The soundtrack for this is Bauhaus. Only the gothest of goth bands for the bleakest yet most darkly funny of gothic novels. Queue up your favorite tracks and follow the tale of Melmoth The Wanderer by Charles Maturin.
I read Melmoth on and off over several weeks. Project Gutenberg has it for free download in four volumes. It’s less a novel and more a series of nested stories, all centered around encounters with the titular Melmoth the Wanderer. The book begins with John Melmoth, a college student visiting his miserly uncle on his deathbed, who discovers a manuscript detailing an encounter with John’s ancestor, the legendary Melmoth the Wanderer. The Wanderer was a practitioner of the dark and secret arts–the book isn’t much more specific than that–and sold his soul to the devil for 150 more years of life, only to find he was cursed to spend that 150 years trying to tempt other desperate people to sell their souls and fulfill the bargain in his place. The Wanderer’s search takes him to a mental asylum, to the dungeons of the Inquisition, to great families fallen on hard times, to heartbroken women, to shipwrecked sailors and desperate prisoners, and finally to a young girl stranded alone on an island. He falls in love with this stranded girl and she, in spite of his cursed state and evil disposition, falls in love with him. Of course, this forbidden love ends most tragically of all, and in spite of searching and seducing for 150 years the Wanderer finds not one person who will forsake God and take his place, and after all that he returns to his ancestral home (where he meets his descendent John Melmoth briefly) and faces his death and eternal damnation.

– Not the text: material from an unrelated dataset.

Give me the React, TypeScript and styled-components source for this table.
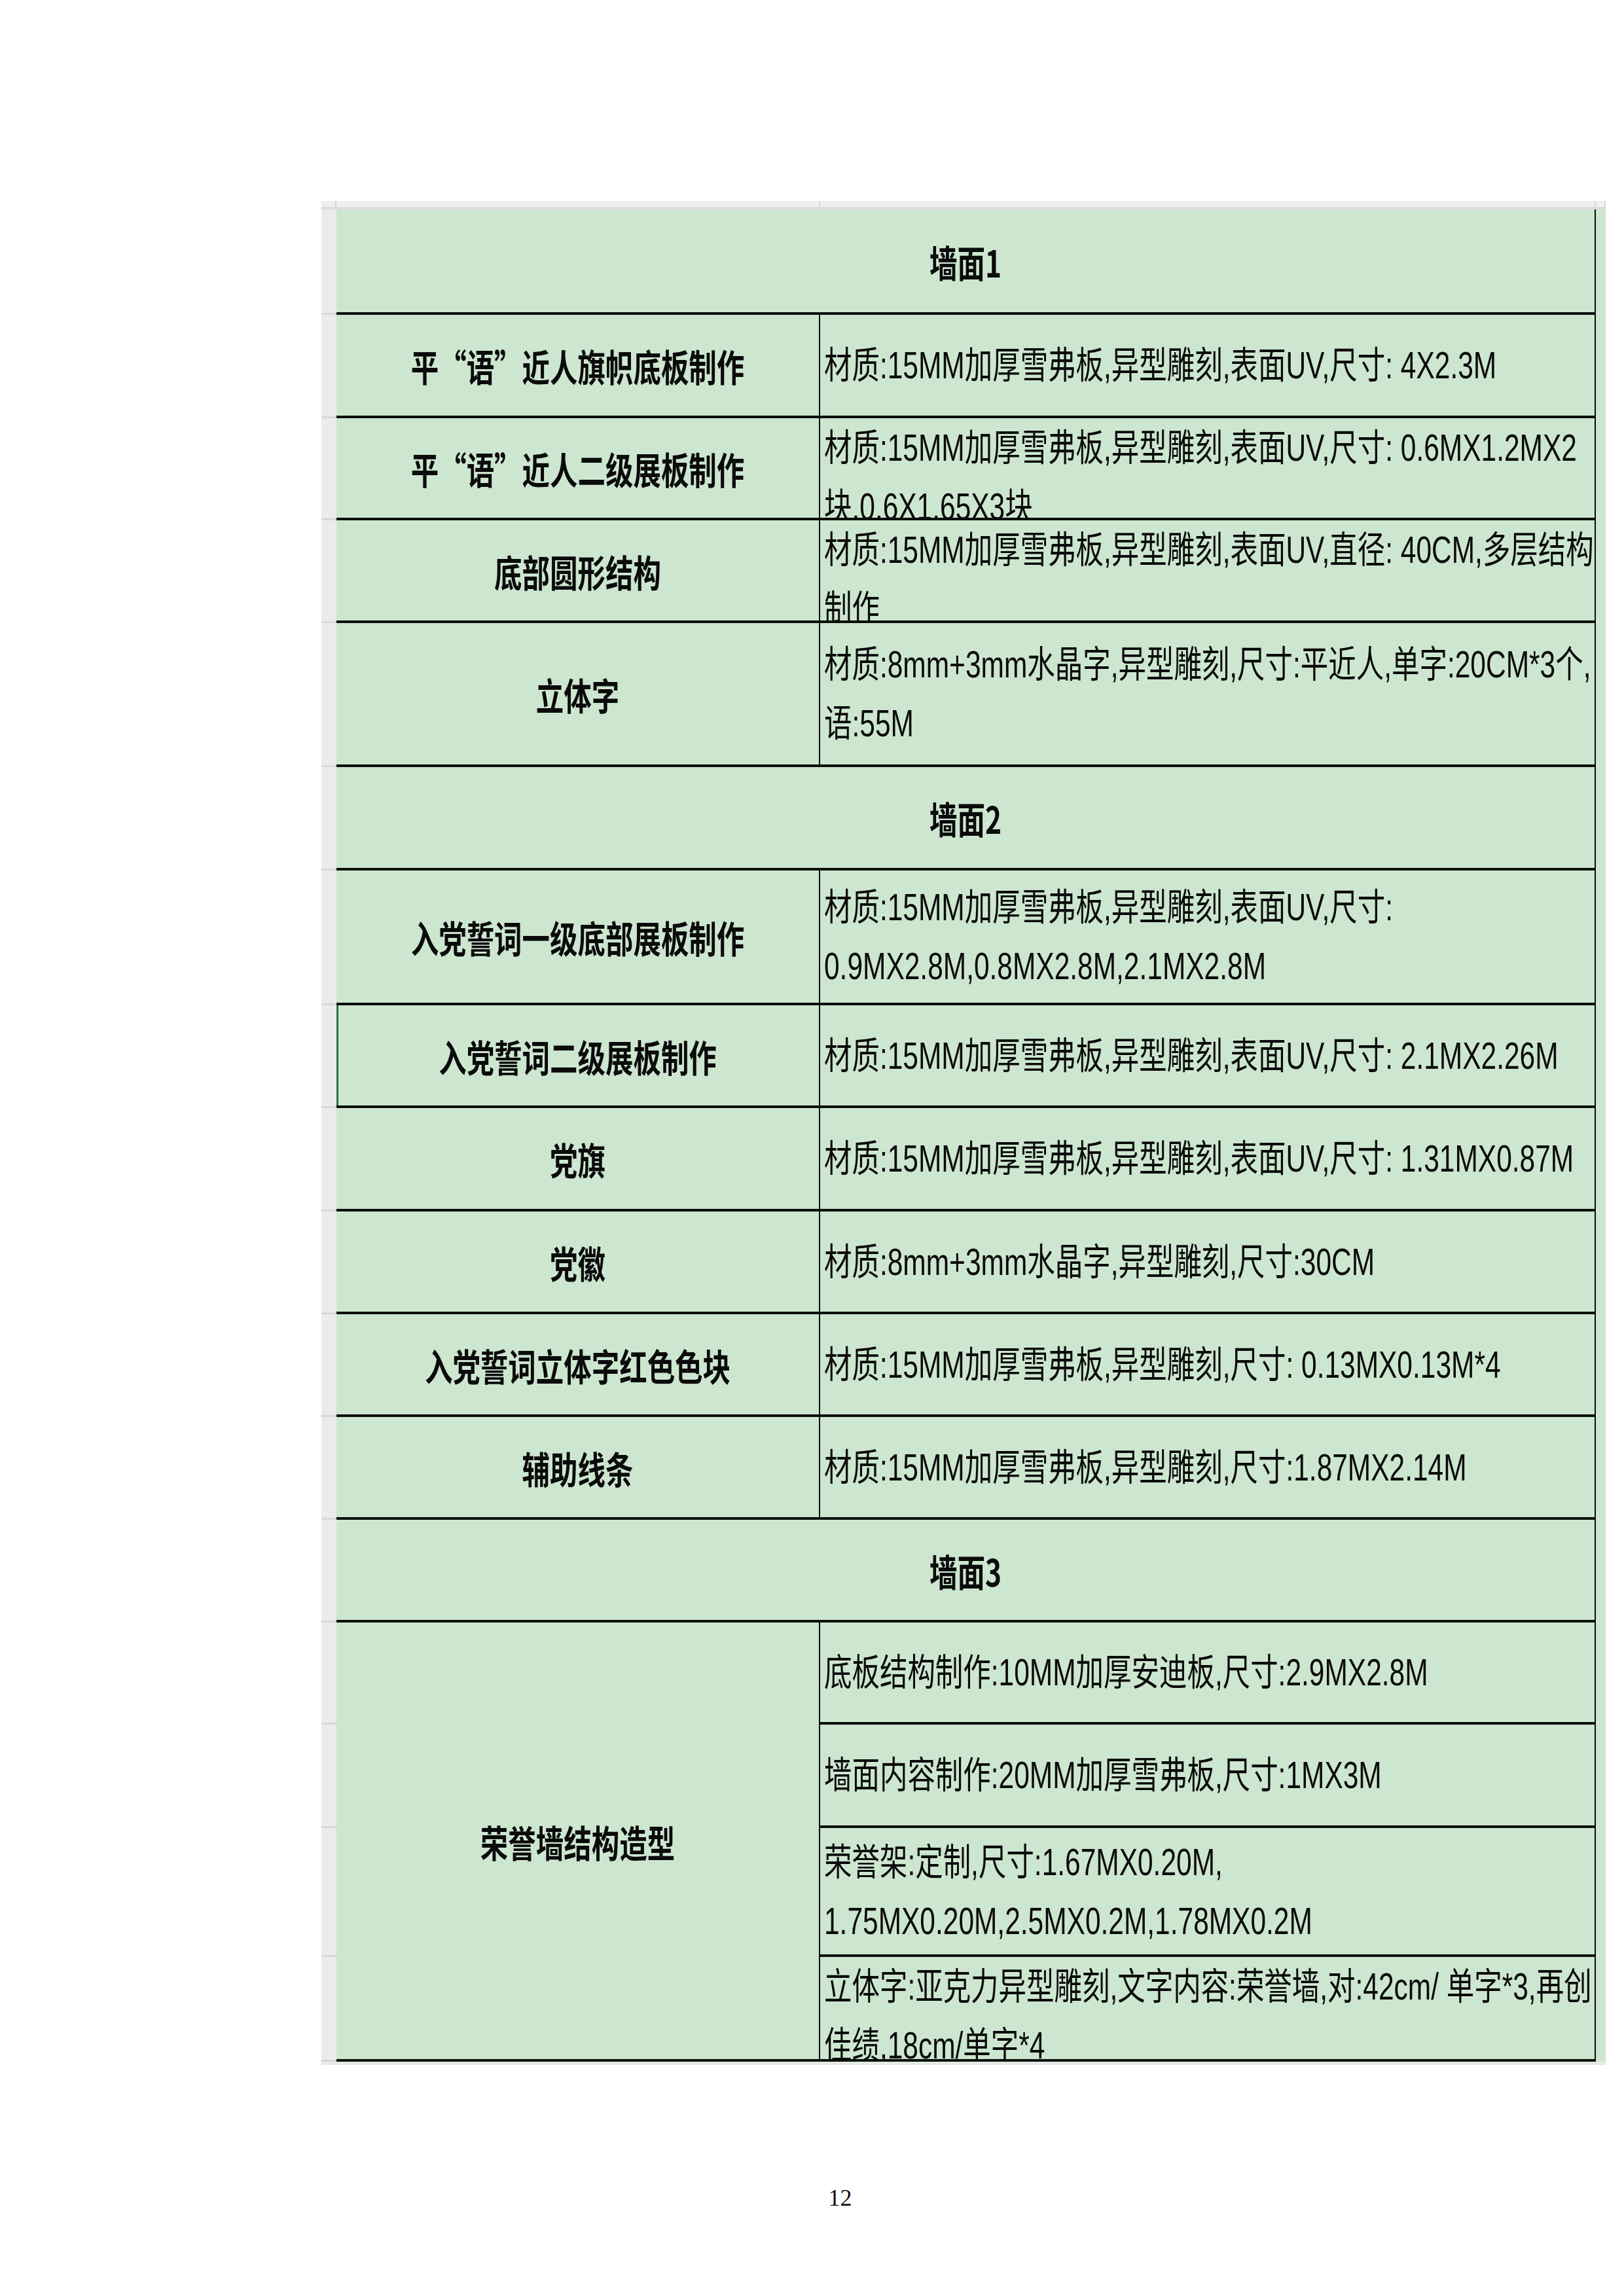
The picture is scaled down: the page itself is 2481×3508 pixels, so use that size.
import React from 'react'
import styled, { createGlobalStyle } from 'styled-components'

// the sheet text is squeezed horizontally, like the printed spreadsheet
const SX = 0.745
const GREEN = '#cde6d0'
const INK = '#0a0f0a'

interface Item {
  label: string
  lines: string[]
  h: number
  selected?: boolean
}

interface Group {
  label: string
  items: { lines: string[]; h: number }[]
}

interface Section {
  title: string
  h: number
  rows: (Item | Group)[]
}

const SECTIONS: Section[] = [
  {
    title: '墙面1',
    h: 161,
    rows: [
      { label: '平“语”近人旗帜底板制作', lines: ['材质:15MM加厚雪弗板,异型雕刻,表面UV,尺寸: 4X2.3M'], h: 158 },
      {
        label: '平“语”近人二级展板制作',
        lines: ['材质:15MM加厚雪弗板,异型雕刻,表面UV,尺寸: 0.6MX1.2MX2', '块,0.6X1.65X3块'],
        h: 156,
      },
      {
        label: '底部圆形结构',
        lines: ['材质:15MM加厚雪弗板,异型雕刻,表面UV,直径: 40CM,多层结构', '制作'],
        h: 157,
      },
      {
        label: '立体字',
        lines: ['材质:8mm+3mm水晶字,异型雕刻,尺寸:平近人,单字:20CM*3个,', '语:55M'],
        h: 220,
      },
    ],
  },
  {
    title: '墙面2',
    h: 158,
    rows: [
      {
        label: '入党誓词一级底部展板制作',
        lines: ['材质:15MM加厚雪弗板,异型雕刻,表面UV,尺寸:', '0.9MX2.8M,0.8MX2.8M,2.1MX2.8M'],
        h: 206,
      },
      {
        label: '入党誓词二级展板制作',
        lines: ['材质:15MM加厚雪弗板,异型雕刻,表面UV,尺寸: 2.1MX2.26M'],
        h: 157,
        selected: true,
      },
      { label: '党旗', lines: ['材质:15MM加厚雪弗板,异型雕刻,表面UV,尺寸: 1.31MX0.87M'], h: 158 },
      { label: '党徽', lines: ['材质:8mm+3mm水晶字,异型雕刻,尺寸:30CM'], h: 157 },
      { label: '入党誓词立体字红色色块', lines: ['材质:15MM加厚雪弗板,异型雕刻,尺寸: 0.13MX0.13M*4'], h: 157 },
      { label: '辅助线条', lines: ['材质:15MM加厚雪弗板,异型雕刻,尺寸:1.87MX2.14M'], h: 157 },
    ],
  },
  {
    title: '墙面3',
    h: 157,
    rows: [
      {
        label: '荣誉墙结构造型',
        items: [
          { lines: ['底板结构制作:10MM加厚安迪板,尺寸:2.9MX2.8M'], h: 156 },
          { lines: ['墙面内容制作:20MM加厚雪弗板,尺寸:1MX3M'], h: 158 },
          { lines: ['荣誉架:定制,尺寸:1.67MX0.20M,', '1.75MX0.20M,2.5MX0.2M,1.78MX0.2M'], h: 197 },
          { lines: ['立体字:亚克力异型雕刻,文字内容:荣誉墙,对:42cm/ 单字*3,再创', '佳绩,18cm/单字*4'], h: 160 },
        ],
      },
    ],
  },
]

const isGroup = (row: Item | Group): row is Group => 'items' in row

const stripHeights = SECTIONS.flatMap((s) => [
  s.h,
  ...s.rows.flatMap((r) => (isGroup(r) ? r.items.map((i) => i.h) : [r.h])),
])

const GlobalStyle = createGlobalStyle`
  html, body {
    margin: 0;
    padding: 0;
    background: #ffffff;
    overflow-x: hidden;
  }
  * {
    box-sizing: border-box;
  }
`

const Page = styled.div`
  width: 2481px;
  min-height: 3508px;
  padding-top: 307px;
  display: flex;
  flex-direction: column;
  background: #ffffff;
  overflow: hidden;
`

const Sheet = styled.div`
  margin-left: 491px;
  width: 1962px;
  background: #ececec;
`

const ColStrip = styled.div`
  display: flex;
  height: 13px;
  background: #efefef;
  border-bottom: 4px solid #dcdcdc;
`

const ColCell = styled.div<{ $w?: number }>`
  flex: ${(p) => (p.$w ? `0 0 ${p.$w}px` : '1')};
  border-right: 2px solid #d6d6d6;
`

const Body = styled.div`
  display: flex;
`

const RowStrip = styled.div`
  width: 23px;
  display: flex;
  flex-direction: column;
`

const StripCell = styled.div<{ $h: number }>`
  height: ${(p) => p.$h}px;
  border-bottom: 3px solid #d7d7d7;
  background: #ebebeb;
`

const Table = styled.div`
  width: 1924px;
  min-width: 0;
  background: ${GREEN};
  border-right: 2px solid ${INK};
  display: flex;
  flex-direction: column;
  overflow: hidden;
`

const Gutter = styled.div`
  flex: 1;
  background: ${GREEN};
`

const BottomPad = styled.div`
  height: 5px;
  background: #e3ebe3;
`

const HeaderRow = styled.div<{ $h: number }>`
  height: ${(p) => p.$h}px;
  border-bottom: 4px solid ${INK};
  display: flex;
  align-items: center;
  overflow: hidden;
  font-family: 'Noto Sans CJK SC', sans-serif;
  font-weight: 700;
  font-size: 57px;
  color: #0b0b0b;
`

const Row = styled.div<{ $h?: number }>`
  display: flex;
  min-width: 0;
  ${(p) => (p.$h ? `height: ${p.$h}px;` : '')}
`

const LabelCell = styled.div<{ $selected?: boolean }>`
  flex: 0 0 739px;
  min-width: 0;
  border-right: 2px solid ${INK};
  border-bottom: 4px solid ${INK};
  display: flex;
  flex-direction: column;
  justify-content: safe center;
  align-items: flex-start;
  overflow: hidden;
  font-family: 'Noto Sans CJK SC', sans-serif;
  font-weight: 700;
  font-size: 57px;
  color: #0b0b0b;
  box-shadow: ${(p) => (p.$selected ? 'inset 3px 0 0 #217346' : 'none')};
`

const SubColumn = styled.div`
  flex: 1 1 0;
  min-width: 0;
  display: flex;
  flex-direction: column;
`

const DataCell = styled.div<{ $h?: number }>`
  flex: ${(p) => (p.$h ? `0 0 ${p.$h}px` : '1 1 0')};
  min-width: 0;
  border-bottom: 4px solid ${INK};
  padding: 0 2px 0 6px;
  display: flex;
  flex-direction: column;
  justify-content: safe center;
  align-items: flex-start;
  overflow: hidden;
  font-family: 'Liberation Sans', 'Noto Sans CJK SC', sans-serif;
  font-weight: 400;
  font-size: 57px;
  color: #0b0b0b;
`

const Squeeze = styled.div<{ $align: 'left' | 'center' }>`
  width: ${100 / SX}%;
  flex-shrink: 0;
  transform: scaleX(${SX});
  transform-origin: left center;
  text-align: ${(p) => p.$align};
`

const Line = styled.div`
  white-space: nowrap;
  line-height: 90px;
`

const PageNo = styled.div`
  margin-top: 185px;
  padding-left: 86px;
  text-align: center;
  font-family: 'Liberation Serif', serif;
  font-size: 36px;
  line-height: 36px;
  color: #111;
`

const Lines: React.FC<{ lines: string[] }> = ({ lines }) => (
  <Squeeze $align="left">
    {lines.map((l) => (
      <Line key={l}>{l}</Line>
    ))}
  </Squeeze>
)

const Label: React.FC<{ text: string }> = ({ text }) => (
  <Squeeze $align="center">
    <Line>{text}</Line>
  </Squeeze>
)

const App: React.FC = () => {
  return (
    <>
      <GlobalStyle />
      <Page>
        <Sheet>
          <ColStrip>
            <ColCell $w={23} />
            <ColCell $w={739} />
            <ColCell $w={1185} />
            <ColCell />
          </ColStrip>
          <Body>
            <RowStrip>
              {stripHeights.map((h, i) => (
                <StripCell key={i} $h={h} />
              ))}
            </RowStrip>
            <Table>
              {SECTIONS.map((section) => (
                <React.Fragment key={section.title}>
                  <HeaderRow $h={section.h}>
                    <Label text={section.title} />
                  </HeaderRow>
                  {section.rows.map((row) =>
                    isGroup(row) ? (
                      <Row key={row.label}>
                        <LabelCell>
                          <Label text={row.label} />
                        </LabelCell>
                        <SubColumn>
                          {row.items.map((item) => (
                            <DataCell key={item.lines[0]} $h={item.h}>
                              <Lines lines={item.lines} />
                            </DataCell>
                          ))}
                        </SubColumn>
                      </Row>
                    ) : (
                      <Row key={row.label} $h={row.h}>
                        <LabelCell $selected={row.selected}>
                          <Label text={row.label} />
                        </LabelCell>
                        <DataCell>
                          <Lines lines={row.lines} />
                        </DataCell>
                      </Row>
                    ),
                  )}
                </React.Fragment>
              ))}
            </Table>
            <Gutter />
          </Body>
          <BottomPad />
        </Sheet>
        <PageNo>12</PageNo>
      </Page>
    </>
  )
}

export default App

The Wanderer’s story, though, is only the thread that holds together the real, meaty stories in the novel. Most of the book is about the adventures and misfortunes that led each character to their desperate states. The book’s general atmosphere is incredibly dark and despairing as one character after another reaches the lowest point in their life only to be tormented by this accursed Wanderer, who offers to save them if only they’ll sell their souls, and when they refuse the Wanderer just leaves them to whatever horrible fate awaits them, whether they deserve it or not. Most of the characters, in fact, are innocent and trapped by circumstances beyond their control, making it even sadder that no one is coming to save them.
A fun bit of trivia that relates–Oscar Wilde, exiled from Ireland after serving jail time for “gross indecency” after being outed as gay, called himself Sebastian Melmoth after gay icon Saint Sebastian and damned wanderer Melmoth. In terms of plot and characters, this is a gothic novel through and through, but in terms of theme it has more in common with modern existentialists and dark realists like Steinbeck or McCarthy or Sartre and De Beauvoir. I found that really fascinating. It’s dark stuff, and it’s difficult to read over a thousand pages of that stuff without getting exhausted or depressed, which is why I ended up reading this in bits over several weeks. The episodic style of storytelling made it easy to break the story into easy chunks. I’d read and have fun, and when the existential despair got too much I’d take a break and read lighter horror. (I read The Girl with all the Gifts at the same time as Melmoth and it was a great palate cleanser.)
Melmoth the Wanderer is often considered the last of the gothic classics in the British tradition and it’s by far the bleakest, but it’s also got a lot of humor and camp and the stories are often darkly funny. Like Matthew Lewis in The Monk, Maturin seems to know how campy and exaggerated his stories are and to enjoy taking the gothic drama to the most ridiculous heights he can think of. He’s also quite good at writing in visual details of places and people that round out the characters and pull you into the story even at its most unbelievable. There are great moments of both drama and comedy and the book as a whole rocks between hope in a a glorious afterlife for these good people and a stark declaration that whatever the afterlife brings, this life is filled with sorrow and evil.
Maturin started his career an Irish Protestant preacher, and this definitely informs his writing both on the surface and on a deeper level. On the surface, his opinions on organized religion are pretty clear–he’s anti-Catholic, antisemitic, deeply opinionated about various Protestant controversies I couldn’t really follow, and believes all the worst exaggerations of Hinduism, while piously praising the pure worship of Jesus as the best and only hope for humanity (he makes clear that atheism is as stupid as all those other stupid religions). At times he was so mean-spirited I worried I should be offended, but he was so over-the-top mean about every religion ( including his own at times) I just started to laugh at him.
On a deep level, he seems much more conflicted about faith, wanting to tell us a hopeful moral sermon while mostly telling us lurid tales of temptation and horror instead. He’s trying to tell us no one, no matter how desperate, would willingly let Satan into her life while showing us villain after villain who profess their faith and goodness while screwing over innocent people. It’s such an interesting mix of faith and bitterness.
I give Melmoth the Wanderer a solid 3 Haunted House rating. I didn’t enjoy every minute of it but I’ve been finished for a couple of weeks now and I’m still thinking about it. While not the most readable, it truly is a great peak among gothic novels.